§ **What to produce**
Count every line of the listing where the string "index" occurs, and reply with the count alone.

§ **Information provided**
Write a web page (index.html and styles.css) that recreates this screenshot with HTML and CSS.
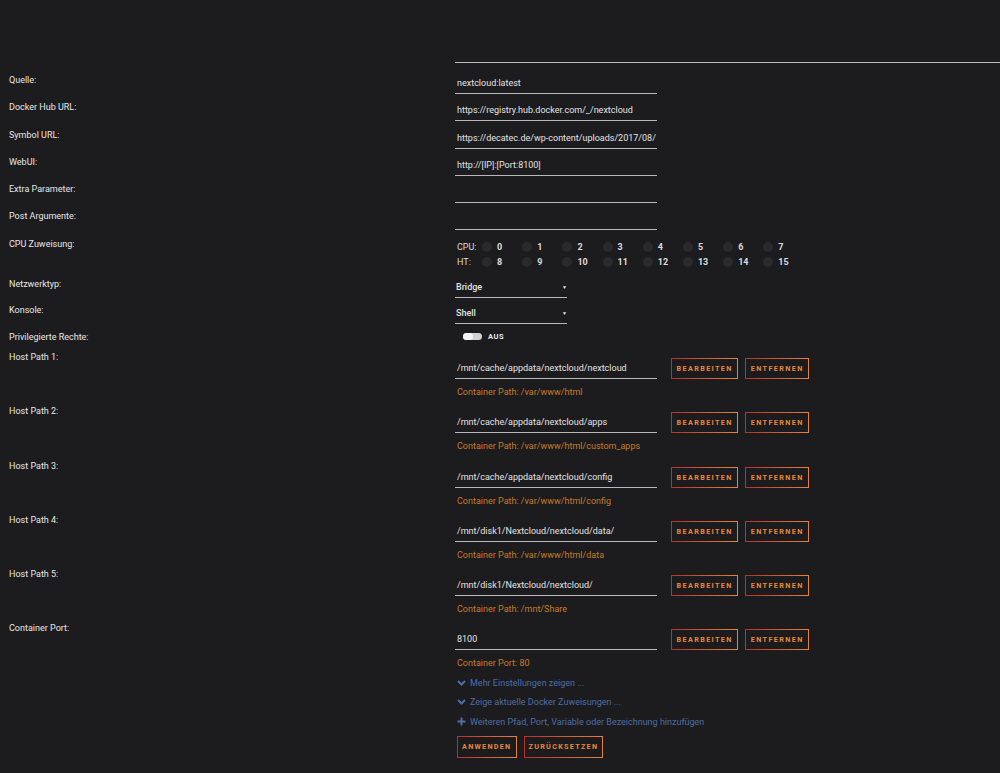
FILE: index.html
```html
<!DOCTYPE html>
<html lang="de">
<head>
    <meta charset="UTF-8">
    <title>Docker Container bearbeiten</title>
    <link rel="stylesheet" href="styles.css">
</head>
<body>
    <div class="form">
        <div class="divider"></div>

        <!-- Basic settings -->
        <div class="row text-row">
            <div class="label">Quelle:</div>
            <div class="field"><div class="input">nextcloud:latest</div></div>
        </div>
        <div class="row text-row">
            <div class="label">Docker Hub URL:</div>
            <div class="field"><div class="input">https://registry.hub.docker.com/_/nextcloud</div></div>
        </div>
        <div class="row text-row">
            <div class="label">Symbol URL:</div>
            <div class="field"><div class="input">https://decatec.de/wp-content/uploads/2017/08/</div></div>
        </div>
        <div class="row text-row">
            <div class="label">WebUI:</div>
            <div class="field"><div class="input">http://[IP]:[Port:8100]</div></div>
        </div>
        <div class="row text-row">
            <div class="label">Extra Parameter:</div>
            <div class="field"><div class="input"></div></div>
        </div>
        <div class="row text-row">
            <div class="label">Post Argumente:</div>
            <div class="field"><div class="input"></div></div>
        </div>

        <!-- CPU pinning -->
        <div class="row cpu-row">
            <div class="label">CPU Zuweisung:</div>
            <div class="field">
                <div class="cpu-line">
                    <span class="cpu-name">CPU:</span>
                    <span class="cpu"><i></i>0</span><span class="cpu"><i></i>1</span>
                    <span class="cpu"><i></i>2</span><span class="cpu"><i></i>3</span>
                    <span class="cpu"><i></i>4</span><span class="cpu"><i></i>5</span>
                    <span class="cpu"><i></i>6</span><span class="cpu"><i></i>7</span>
                </div>
                <div class="cpu-line">
                    <span class="cpu-name">HT:</span>
                    <span class="cpu"><i></i>8</span><span class="cpu"><i></i>9</span>
                    <span class="cpu"><i></i>10</span><span class="cpu"><i></i>11</span>
                    <span class="cpu"><i></i>12</span><span class="cpu"><i></i>13</span>
                    <span class="cpu"><i></i>14</span><span class="cpu"><i></i>15</span>
                </div>
            </div>
        </div>

        <div class="row select-row">
            <div class="label">Netzwerktyp:</div>
            <div class="field"><div class="select">Bridge<span class="arrow">&#9660;</span></div></div>
        </div>
        <div class="row select-row">
            <div class="label">Konsole:</div>
            <div class="field"><div class="select">Shell<span class="arrow">&#9660;</span></div></div>
        </div>
        <div class="row switch-row">
            <div class="label">Privilegierte Rechte:</div>
            <div class="field switch-field"><span class="switch"></span><span class="switch-text">AUS</span></div>
        </div>

        <!-- Paths and ports -->
        <div class="row path-row">
            <div class="label">Host Path 1:</div>
            <div class="field">
                <div class="path-line">
                    <div class="input">/mnt/cache/appdata/nextcloud/nextcloud</div>
                    <button class="btn">Bearbeiten</button>
                    <button class="btn">Entfernen</button>
                </div>
                <div class="hint">Container Path: /var/www/html</div>
            </div>
        </div>
        <div class="row path-row">
            <div class="label">Host Path 2:</div>
            <div class="field">
                <div class="path-line">
                    <div class="input">/mnt/cache/appdata/nextcloud/apps</div>
                    <button class="btn">Bearbeiten</button>
                    <button class="btn">Entfernen</button>
                </div>
                <div class="hint">Container Path: /var/www/html/custom_apps</div>
            </div>
        </div>
        <div class="row path-row">
            <div class="label">Host Path 3:</div>
            <div class="field">
                <div class="path-line">
                    <div class="input">/mnt/cache/appdata/nextcloud/config</div>
                    <button class="btn">Bearbeiten</button>
                    <button class="btn">Entfernen</button>
                </div>
                <div class="hint">Container Path: /var/www/html/config</div>
            </div>
        </div>
        <div class="row path-row">
            <div class="label">Host Path 4:</div>
            <div class="field">
                <div class="path-line">
                    <div class="input">/mnt/disk1/Nextcloud/nextcloud/data/</div>
                    <button class="btn">Bearbeiten</button>
                    <button class="btn">Entfernen</button>
                </div>
                <div class="hint">Container Path: /var/www/html/data</div>
            </div>
        </div>
        <div class="row path-row">
            <div class="label">Host Path 5:</div>
            <div class="field">
                <div class="path-line">
                    <div class="input">/mnt/disk1/Nextcloud/nextcloud/</div>
                    <button class="btn">Bearbeiten</button>
                    <button class="btn">Entfernen</button>
                </div>
                <div class="hint">Container Path: /mnt/Share</div>
            </div>
        </div>
        <div class="row path-row">
            <div class="label">Container Port:</div>
            <div class="field">
                <div class="path-line">
                    <div class="input">8100</div>
                    <button class="btn">Bearbeiten</button>
                    <button class="btn">Entfernen</button>
                </div>
                <div class="hint">Container Port: 80</div>

                <div class="links">
                    <a class="link">
                        <svg width="9" height="6" viewBox="0 0 9 6"><path d="M1 1l3.5 3.5L8 1" fill="none" stroke="#4d6fa8" stroke-width="2"/></svg>
                        Mehr Einstellungen zeigen ...
                    </a>
                    <a class="link">
                        <svg width="9" height="6" viewBox="0 0 9 6"><path d="M1 1l3.5 3.5L8 1" fill="none" stroke="#4d6fa8" stroke-width="2"/></svg>
                        Zeige aktuelle Docker Zuweisungen ...
                    </a>
                    <a class="link">
                        <svg width="9" height="9" viewBox="0 0 9 9"><path d="M4.5 0.5v8M0.5 4.5h8" fill="none" stroke="#4d6fa8" stroke-width="2"/></svg>
                        Weiteren Pfad, Port, Variable oder Bezeichnung hinzufügen
                    </a>
                </div>

                <div class="actions">
                    <button class="btn">Anwenden</button>
                    <button class="btn">Zurücksetzen</button>
                </div>
            </div>
        </div>
    </div>
</body>
</html>
```

FILE: styles.css
```css
body {
    margin: 0;
    background-color: #1c1b1d;
    color: #e4e4e4;
    font-family: Roboto, 'Liberation Sans', sans-serif;
    font-size: 9px;
}

.form {
    padding: 62px 0 0 9px;
}

.divider {
    height: 1px;
    margin-left: 446px;
    margin-bottom: 10px;
    background-color: #bdbdbd;
}

.row {
    display: grid;
    grid-template-columns: 446px 1fr;
    align-items: start;
}

.label {
    line-height: 14px;
    color: #e8e8e8;
}

.text-row {
    height: 27.3px;
}

.input {
    width: 200px;
    height: 20px;
    line-height: 20px;
    padding-left: 2px;
    border-bottom: 1px solid #b8b8b8;
    color: #e4e4e4;
    white-space: nowrap;
    overflow: hidden;
}

/* CPU pinning grid */
.cpu-row {
    height: 40.2px;
}

.cpu-line {
    display: flex;
    align-items: center;
    height: 15px;
    padding-left: 2px;
}

.cpu-line:first-child {
    margin-top: 3px;
}

.cpu-name {
    width: 25px;
    color: #dcdcdc;
}

.cpu {
    display: flex;
    align-items: center;
    width: 40.2px;
    font-weight: bold;
    color: #dcdcdc;
}

.cpu i {
    width: 10px;
    height: 10px;
    margin-right: 5px;
    border-radius: 50%;
    background-color: #2a292b;
}

/* Dropdowns */
.select-row {
    height: 26.5px;
}

.select {
    position: relative;
    width: 111px;
    height: 20px;
    line-height: 20px;
    padding-left: 1px;
    border-bottom: 1px solid #b8b8b8;
    font-weight: 500;
    color: #e2e2e2;
}

.arrow {
    position: absolute;
    right: 0;
    top: 0;
    font-size: 5px;
    color: #e8e8e8;
}

/* Toggle */
.switch-row {
    height: 20px;
}

.switch-field {
    display: flex;
    align-items: center;
    height: 14px;
    padding-left: 8px;
}

.switch {
    position: relative;
    width: 19px;
    height: 7px;
    border-radius: 4px;
    background-color: #d2d2d2;
}

.switch::before {
    content: '';
    position: absolute;
    left: 0;
    top: 0;
    width: 10px;
    height: 7px;
    border-radius: 4px;
    background-color: #f4f4f4;
}

.switch-text {
    margin-left: 6px;
    font-size: 7.5px;
    font-weight: bold;
    letter-spacing: 0.5px;
    color: #e8e8e8;
}

/* Path and port rows */
.path-line {
    display: flex;
    align-items: center;
    margin-top: 8px;
}

.path-line .input {
    margin-right: 14px;
}

.btn {
    height: 21px;
    margin: 0 7px 0 0;
    padding: 0 4.5px;
    border: 1px solid;
    border-image: linear-gradient(90deg, #b9302d, #e0853f) 1;
    background: transparent;
    color: #e8893a;
    font-family: Roboto, 'Liberation Sans', sans-serif;
    font-size: 7.2px;
    font-weight: bold;
    letter-spacing: 1.4px;
    text-transform: uppercase;
    cursor: pointer;
}

.hint {
    margin: 6px 0 5.3px;
    padding-left: 2px;
    line-height: 14px;
    color: #c57d2c;
}

.links {
    margin-top: 1px;
}

.link {
    display: flex;
    align-items: center;
    height: 14px;
    margin-bottom: 5.5px;
    padding-left: 2px;
    color: #4d6fa8;
    cursor: pointer;
}

.link svg {
    width: 9px;
    margin-right: 4px;
}

.actions {
    display: flex;
    margin-top: 7px;
    padding-left: 2px;
}

.actions .btn {
    height: 22px;
    padding: 0 4px;
    letter-spacing: 1.3px;
}
```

§ **Response to this exercise**
2